• Instructions for the task: Locate and copy each line in the data that contains the word "styles".

(Web page code records)

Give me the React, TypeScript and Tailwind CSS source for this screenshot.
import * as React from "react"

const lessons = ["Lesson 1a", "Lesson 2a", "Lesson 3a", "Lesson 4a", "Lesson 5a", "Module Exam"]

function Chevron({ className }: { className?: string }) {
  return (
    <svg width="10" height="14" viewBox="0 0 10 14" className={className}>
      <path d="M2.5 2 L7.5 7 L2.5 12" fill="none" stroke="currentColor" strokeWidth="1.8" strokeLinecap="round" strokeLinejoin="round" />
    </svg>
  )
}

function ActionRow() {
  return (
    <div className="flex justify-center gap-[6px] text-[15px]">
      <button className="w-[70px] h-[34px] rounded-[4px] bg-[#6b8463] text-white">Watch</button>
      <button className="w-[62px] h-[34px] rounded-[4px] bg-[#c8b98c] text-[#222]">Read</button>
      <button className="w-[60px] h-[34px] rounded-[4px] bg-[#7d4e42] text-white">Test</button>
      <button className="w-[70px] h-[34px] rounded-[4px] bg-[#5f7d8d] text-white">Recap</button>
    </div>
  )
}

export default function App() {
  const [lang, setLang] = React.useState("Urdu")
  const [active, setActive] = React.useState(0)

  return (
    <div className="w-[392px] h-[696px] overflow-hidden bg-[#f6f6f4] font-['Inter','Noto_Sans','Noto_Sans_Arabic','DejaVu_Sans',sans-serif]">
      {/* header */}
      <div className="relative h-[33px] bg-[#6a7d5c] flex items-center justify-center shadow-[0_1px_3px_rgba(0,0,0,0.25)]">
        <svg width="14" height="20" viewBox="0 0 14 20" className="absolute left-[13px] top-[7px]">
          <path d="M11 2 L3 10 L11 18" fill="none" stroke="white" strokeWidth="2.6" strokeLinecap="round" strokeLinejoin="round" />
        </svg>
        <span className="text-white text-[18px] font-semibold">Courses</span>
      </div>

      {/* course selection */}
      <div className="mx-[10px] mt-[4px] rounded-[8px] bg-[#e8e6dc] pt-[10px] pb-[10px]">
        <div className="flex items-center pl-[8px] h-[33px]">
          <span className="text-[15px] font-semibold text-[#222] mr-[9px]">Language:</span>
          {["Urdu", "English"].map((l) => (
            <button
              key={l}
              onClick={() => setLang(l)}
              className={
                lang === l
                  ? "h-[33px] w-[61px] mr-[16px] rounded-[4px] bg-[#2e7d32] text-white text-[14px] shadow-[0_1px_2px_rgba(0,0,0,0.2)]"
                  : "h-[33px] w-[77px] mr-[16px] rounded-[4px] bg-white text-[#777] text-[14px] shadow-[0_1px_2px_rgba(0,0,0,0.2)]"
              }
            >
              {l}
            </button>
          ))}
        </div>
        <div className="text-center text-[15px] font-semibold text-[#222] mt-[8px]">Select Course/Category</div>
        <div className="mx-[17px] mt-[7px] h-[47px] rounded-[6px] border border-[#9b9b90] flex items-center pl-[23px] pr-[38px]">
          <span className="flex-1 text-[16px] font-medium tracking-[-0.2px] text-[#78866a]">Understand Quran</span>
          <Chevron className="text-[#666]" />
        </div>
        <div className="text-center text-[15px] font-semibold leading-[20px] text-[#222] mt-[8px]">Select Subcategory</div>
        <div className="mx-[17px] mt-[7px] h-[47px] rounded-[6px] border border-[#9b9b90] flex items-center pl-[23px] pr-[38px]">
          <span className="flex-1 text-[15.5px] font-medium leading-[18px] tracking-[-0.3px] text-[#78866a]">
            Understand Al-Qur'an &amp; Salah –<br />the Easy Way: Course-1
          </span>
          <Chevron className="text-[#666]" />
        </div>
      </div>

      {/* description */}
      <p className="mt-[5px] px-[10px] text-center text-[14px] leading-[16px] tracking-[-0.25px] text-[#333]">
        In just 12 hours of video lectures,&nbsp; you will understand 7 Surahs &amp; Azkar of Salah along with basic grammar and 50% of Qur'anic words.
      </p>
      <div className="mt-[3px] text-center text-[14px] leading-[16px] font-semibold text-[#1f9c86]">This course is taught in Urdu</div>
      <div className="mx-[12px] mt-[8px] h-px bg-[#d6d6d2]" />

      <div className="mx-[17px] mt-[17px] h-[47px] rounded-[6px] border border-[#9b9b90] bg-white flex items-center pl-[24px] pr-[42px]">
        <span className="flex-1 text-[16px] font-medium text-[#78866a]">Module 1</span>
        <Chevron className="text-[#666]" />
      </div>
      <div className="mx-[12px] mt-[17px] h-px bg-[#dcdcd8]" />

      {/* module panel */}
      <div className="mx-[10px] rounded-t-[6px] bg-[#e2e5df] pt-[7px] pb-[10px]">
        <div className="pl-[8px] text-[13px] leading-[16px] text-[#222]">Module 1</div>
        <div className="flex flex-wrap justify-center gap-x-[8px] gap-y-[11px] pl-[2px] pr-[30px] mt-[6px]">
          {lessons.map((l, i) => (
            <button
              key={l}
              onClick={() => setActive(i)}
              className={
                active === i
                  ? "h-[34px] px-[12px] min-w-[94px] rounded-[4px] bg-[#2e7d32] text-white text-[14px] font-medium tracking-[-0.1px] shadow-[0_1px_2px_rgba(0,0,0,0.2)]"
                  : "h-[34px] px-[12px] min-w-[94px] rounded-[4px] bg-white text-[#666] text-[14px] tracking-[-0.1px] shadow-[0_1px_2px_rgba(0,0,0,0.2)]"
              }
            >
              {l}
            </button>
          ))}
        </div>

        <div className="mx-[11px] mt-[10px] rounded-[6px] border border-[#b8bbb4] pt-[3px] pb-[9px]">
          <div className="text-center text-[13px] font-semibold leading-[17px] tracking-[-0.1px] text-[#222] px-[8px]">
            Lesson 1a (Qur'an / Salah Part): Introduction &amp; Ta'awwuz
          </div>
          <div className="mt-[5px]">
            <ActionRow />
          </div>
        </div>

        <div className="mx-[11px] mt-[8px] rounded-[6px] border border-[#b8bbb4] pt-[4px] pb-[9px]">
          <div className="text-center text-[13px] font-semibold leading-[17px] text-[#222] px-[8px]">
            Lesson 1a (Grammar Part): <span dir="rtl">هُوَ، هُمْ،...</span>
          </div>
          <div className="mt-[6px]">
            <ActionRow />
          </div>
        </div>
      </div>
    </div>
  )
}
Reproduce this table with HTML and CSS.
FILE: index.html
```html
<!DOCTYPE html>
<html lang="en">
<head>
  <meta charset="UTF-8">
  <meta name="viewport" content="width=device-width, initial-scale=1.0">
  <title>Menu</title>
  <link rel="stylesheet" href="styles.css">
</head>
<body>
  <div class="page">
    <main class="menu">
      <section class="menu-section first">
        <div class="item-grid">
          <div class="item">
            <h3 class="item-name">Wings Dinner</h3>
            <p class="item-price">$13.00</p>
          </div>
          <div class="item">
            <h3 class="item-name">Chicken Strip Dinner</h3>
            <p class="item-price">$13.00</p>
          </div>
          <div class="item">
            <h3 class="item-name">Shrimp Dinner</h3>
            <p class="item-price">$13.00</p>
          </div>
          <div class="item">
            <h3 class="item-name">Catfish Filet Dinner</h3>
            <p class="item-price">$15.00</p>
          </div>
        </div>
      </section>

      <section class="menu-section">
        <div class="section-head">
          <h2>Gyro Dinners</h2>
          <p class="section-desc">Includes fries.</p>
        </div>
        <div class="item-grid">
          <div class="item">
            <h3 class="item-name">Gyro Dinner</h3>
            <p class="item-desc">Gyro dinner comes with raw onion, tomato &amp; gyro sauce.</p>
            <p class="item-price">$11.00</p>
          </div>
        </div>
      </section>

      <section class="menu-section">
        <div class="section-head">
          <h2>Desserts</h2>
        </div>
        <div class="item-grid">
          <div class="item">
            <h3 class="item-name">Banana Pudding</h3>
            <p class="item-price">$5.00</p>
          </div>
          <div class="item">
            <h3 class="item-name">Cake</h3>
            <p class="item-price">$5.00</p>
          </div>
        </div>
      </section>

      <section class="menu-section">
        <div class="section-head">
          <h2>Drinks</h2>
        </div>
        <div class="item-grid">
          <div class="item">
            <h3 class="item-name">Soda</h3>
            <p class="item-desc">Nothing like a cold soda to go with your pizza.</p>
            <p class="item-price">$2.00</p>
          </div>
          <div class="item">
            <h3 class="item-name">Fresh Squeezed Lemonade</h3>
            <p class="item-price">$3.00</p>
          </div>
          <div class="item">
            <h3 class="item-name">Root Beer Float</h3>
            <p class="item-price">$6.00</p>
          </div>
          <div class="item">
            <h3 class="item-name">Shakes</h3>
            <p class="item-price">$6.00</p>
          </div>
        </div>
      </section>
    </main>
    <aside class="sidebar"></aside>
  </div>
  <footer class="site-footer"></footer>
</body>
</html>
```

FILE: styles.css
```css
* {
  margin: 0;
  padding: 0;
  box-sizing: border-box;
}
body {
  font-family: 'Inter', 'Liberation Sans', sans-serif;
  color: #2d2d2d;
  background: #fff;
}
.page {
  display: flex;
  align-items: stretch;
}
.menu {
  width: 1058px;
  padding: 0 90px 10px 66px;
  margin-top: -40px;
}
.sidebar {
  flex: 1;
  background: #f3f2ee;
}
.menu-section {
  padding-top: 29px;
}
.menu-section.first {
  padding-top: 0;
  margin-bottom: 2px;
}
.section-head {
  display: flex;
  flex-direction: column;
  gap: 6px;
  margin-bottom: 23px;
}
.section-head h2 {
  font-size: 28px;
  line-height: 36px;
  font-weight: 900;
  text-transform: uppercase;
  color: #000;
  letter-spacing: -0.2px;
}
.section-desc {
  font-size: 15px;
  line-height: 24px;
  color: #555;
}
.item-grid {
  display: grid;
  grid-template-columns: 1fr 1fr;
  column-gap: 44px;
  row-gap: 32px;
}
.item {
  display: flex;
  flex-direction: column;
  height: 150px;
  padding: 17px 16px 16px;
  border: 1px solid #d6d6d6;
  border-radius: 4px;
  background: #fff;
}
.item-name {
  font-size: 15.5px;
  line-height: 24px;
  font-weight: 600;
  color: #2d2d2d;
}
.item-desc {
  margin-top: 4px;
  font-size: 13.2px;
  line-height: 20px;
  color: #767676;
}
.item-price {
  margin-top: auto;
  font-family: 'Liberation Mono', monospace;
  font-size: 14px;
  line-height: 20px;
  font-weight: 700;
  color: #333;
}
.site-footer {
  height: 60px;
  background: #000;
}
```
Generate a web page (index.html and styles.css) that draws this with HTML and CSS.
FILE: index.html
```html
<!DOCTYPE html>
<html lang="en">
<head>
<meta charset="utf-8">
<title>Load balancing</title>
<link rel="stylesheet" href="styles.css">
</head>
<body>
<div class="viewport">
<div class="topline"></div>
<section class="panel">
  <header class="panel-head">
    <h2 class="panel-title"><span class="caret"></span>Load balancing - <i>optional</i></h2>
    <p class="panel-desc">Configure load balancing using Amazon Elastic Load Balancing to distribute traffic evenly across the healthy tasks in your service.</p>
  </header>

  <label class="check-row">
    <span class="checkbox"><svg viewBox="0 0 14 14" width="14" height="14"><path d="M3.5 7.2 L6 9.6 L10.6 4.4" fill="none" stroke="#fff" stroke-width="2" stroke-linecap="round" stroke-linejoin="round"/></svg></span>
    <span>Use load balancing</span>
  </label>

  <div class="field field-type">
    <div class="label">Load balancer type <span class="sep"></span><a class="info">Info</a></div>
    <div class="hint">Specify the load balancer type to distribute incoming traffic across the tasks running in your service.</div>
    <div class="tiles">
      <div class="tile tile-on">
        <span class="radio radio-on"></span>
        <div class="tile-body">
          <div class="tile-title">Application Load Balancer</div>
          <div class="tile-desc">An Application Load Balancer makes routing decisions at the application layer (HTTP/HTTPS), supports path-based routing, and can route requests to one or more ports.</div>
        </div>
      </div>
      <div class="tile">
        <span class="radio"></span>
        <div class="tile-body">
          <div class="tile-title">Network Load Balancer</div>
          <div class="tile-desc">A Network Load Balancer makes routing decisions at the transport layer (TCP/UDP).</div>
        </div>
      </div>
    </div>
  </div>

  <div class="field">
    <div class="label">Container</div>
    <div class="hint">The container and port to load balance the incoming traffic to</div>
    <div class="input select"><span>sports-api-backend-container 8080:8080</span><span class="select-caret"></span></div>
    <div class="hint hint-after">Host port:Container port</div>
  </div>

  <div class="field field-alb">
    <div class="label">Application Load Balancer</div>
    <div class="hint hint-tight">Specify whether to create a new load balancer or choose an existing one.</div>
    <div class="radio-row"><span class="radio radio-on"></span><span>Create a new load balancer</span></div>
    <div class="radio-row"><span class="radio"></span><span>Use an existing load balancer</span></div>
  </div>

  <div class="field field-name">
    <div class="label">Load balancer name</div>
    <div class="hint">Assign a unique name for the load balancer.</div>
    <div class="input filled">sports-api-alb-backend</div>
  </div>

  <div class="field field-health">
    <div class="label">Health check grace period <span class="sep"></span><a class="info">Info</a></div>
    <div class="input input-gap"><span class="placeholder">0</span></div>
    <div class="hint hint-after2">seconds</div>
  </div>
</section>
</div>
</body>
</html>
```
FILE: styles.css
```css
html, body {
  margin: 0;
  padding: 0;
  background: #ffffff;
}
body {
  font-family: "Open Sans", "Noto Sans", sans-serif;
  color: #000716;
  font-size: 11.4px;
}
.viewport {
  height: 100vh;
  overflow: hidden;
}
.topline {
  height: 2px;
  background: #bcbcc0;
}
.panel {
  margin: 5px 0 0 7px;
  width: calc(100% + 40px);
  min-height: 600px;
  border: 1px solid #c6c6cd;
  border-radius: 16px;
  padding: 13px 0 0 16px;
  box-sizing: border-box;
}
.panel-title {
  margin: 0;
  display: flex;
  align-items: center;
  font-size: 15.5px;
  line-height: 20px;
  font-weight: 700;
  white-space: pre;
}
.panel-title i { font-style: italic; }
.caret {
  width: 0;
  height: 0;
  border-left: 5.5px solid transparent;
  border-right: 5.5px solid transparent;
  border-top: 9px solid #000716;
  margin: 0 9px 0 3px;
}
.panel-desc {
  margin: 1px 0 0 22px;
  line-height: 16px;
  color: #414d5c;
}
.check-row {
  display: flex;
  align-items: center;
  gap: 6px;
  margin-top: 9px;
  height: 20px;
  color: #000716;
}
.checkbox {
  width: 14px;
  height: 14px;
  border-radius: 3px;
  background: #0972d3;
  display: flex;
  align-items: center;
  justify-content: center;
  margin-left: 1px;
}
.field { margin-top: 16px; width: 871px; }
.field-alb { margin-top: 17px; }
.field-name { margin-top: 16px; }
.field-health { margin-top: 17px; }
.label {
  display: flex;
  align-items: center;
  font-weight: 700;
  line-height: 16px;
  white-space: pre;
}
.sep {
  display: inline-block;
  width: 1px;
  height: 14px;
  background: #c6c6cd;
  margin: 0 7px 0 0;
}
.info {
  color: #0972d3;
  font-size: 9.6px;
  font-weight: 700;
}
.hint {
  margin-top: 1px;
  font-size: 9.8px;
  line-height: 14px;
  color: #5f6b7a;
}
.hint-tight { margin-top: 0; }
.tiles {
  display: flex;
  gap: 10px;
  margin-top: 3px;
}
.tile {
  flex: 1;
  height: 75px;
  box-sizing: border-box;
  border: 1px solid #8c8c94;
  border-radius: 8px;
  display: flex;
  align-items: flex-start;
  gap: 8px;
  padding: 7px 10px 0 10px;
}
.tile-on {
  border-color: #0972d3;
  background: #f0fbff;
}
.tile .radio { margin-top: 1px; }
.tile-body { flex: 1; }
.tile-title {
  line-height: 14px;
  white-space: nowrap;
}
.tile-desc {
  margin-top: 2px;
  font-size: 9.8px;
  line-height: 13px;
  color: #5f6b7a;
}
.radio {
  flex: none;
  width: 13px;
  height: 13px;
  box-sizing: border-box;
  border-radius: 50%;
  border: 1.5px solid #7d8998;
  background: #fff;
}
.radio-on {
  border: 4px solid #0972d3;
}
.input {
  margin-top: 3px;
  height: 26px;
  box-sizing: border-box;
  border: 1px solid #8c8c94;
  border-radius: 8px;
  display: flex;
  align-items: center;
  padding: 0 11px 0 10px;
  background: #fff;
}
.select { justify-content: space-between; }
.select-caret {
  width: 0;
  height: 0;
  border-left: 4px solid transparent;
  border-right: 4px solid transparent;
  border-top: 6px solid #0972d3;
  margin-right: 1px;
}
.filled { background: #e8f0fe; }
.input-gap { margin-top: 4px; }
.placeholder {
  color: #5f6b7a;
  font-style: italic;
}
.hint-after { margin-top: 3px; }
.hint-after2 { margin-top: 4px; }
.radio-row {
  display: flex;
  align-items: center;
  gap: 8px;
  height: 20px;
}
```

• Solved problem:
  <link rel="stylesheet" href="styles.css">
FILE: styles.css
Generate a web page (index.html and styles.css) that draws this with HTML and CSS.
<link rel="stylesheet" href="styles.css">
FILE: styles.css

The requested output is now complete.